Book Review
My Soul Begins To Flower
Poetry by Kingwa Kamencu
Reviewed by Patrick Kariuki
Overview
Kingwa Kamencu didn't plan to write My Soul Begins to Flower. It burst forth from scribblings she jotted down over many years while under the influence of both ecstasy and despair, amongst other things.
She thought she had lost the poetic scribblings, didn't even remember they existed, only to discover them in a folder while spring cleaning her house. And then she found others tucked away in another digital folder on her laptop.
Kamencu wrote these poems during moments when she was happy (which was very rare), grateful (rarer still), miserable (very often), and sexually aroused (most of the time).
She says:
"I write when seized by strong emotions and feelings and need an outlet. When I'm feeling lonely, sad, hurt, rejected....But also when I'm feeling elated, euphoric, ecstatic...Something I have noticed too is that poems emerge when I feel turned on; we need to investigate to find if sexual feelings are emotions too".

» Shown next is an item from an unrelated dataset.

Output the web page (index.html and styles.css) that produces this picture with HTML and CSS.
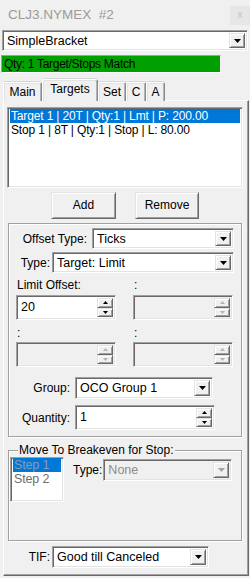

Kamencu didn't just write these poems. She birthed them mid-storm, mid-orgasm, mid-heartbreak.
The collection of 106 poems spans twenty years.
This collection has a rhythm, and it is divided into three acts. The first act is a full-body experience in which Kingwa comes out swinging—no warm-up, no hesitation. She blasts you with vivid, raw sexual imagery that reads less like poetry and more like invocation.
Erotica so startling, you will not want to read this book alone or passively. Advisably, you should have a lover nearby. Or on speed dial. Or an implement.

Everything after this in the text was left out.